Now, however, we live in the world of “we”. The individual is no longer a discrete data point. Each of us is a part of a wave that extends forward and back, up and down. Our world is not defined by either/or. It is defined by and/but. The difference is the distinction between algebra and geometry.

In business that means thinking in terms that go beyond collaborative. Collaboration is no more than coordination among individuals. It doesn’t go far enough. We need to think in terms of movements—the movement of people, ideas, perspectives, and, ultimately, solutions. Don’t give me an answer; give me a perspective with which to understand what’s happening.

Are there millennials? Are there boomers? Yes. But these are conventions. Like time. Like language. Like emojis. Conventions are discrete and discrete is dead. Think waves.

A wave doesn’t die. It dissipates. There’s a difference. Organisms die. Energy is merely converted.

What are the implications? We must stop thinking discretely. We must stop trying to assess discrete performance. There is no discrete performance.

We must stop developing discrete financial plans. Budget and plan as if time did not exist.

We must stop developing discrete strategic plans. There is no next step without a next conviction or belief.

Stop thinking about discrete tasks and discrete outputs and accomplishments. Think in terms of waves. ‘I didn’t accomplish anything specific today, but I started a tsunami.’ Waves, not raindrops. (Or water balloons.)

I call it we-ism and write about it in my latest book, We, Ourselves, and Us. The bad news is that we will lose our individual identity. The good news is that we will lose our individual identity. The important news is that it doesn’t matter what we think. It’s happened.

Sounds like gibberish, right? It is, in any traditional sense. But we have to stop thinking that way. It’s not about the wave. It’s about the way the wave flows over whatever lay beneath.

Why don’t surfers surf in the middle of the ocean? The waves are huge there. But size doesn’t matter; break does. The break only occurs when the energy of the wave tries to ride the immovable land below. The beauty of the ride is not a function of the wave or the beach. It is a function of the interplay between the two.

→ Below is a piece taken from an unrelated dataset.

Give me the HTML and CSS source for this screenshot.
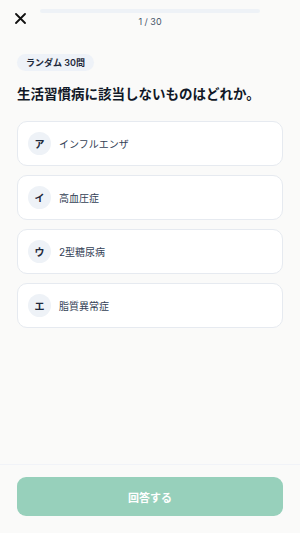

If you want to master your business, don’t spend so much time studying the world of discrete mathematics and statistics. Forget the big data. Forget the spreadsheets and the algorithms. Our world is defined by the principles of fluid dynamics and the physics of waves.

Don’t just think differently; interpret your thoughts through a very different lens.



Good thoughts Gary. Nevertheless one of the questions for some of us is how to keep up with the tide and do not lose our uniqueness our personality? Or you think we are doomed to be unified also on thinking? A new kind of dictatorship? Assuming your perspective, how do you foresee the transition from discrete to "analogue"? How can we get rid of spreadsheets?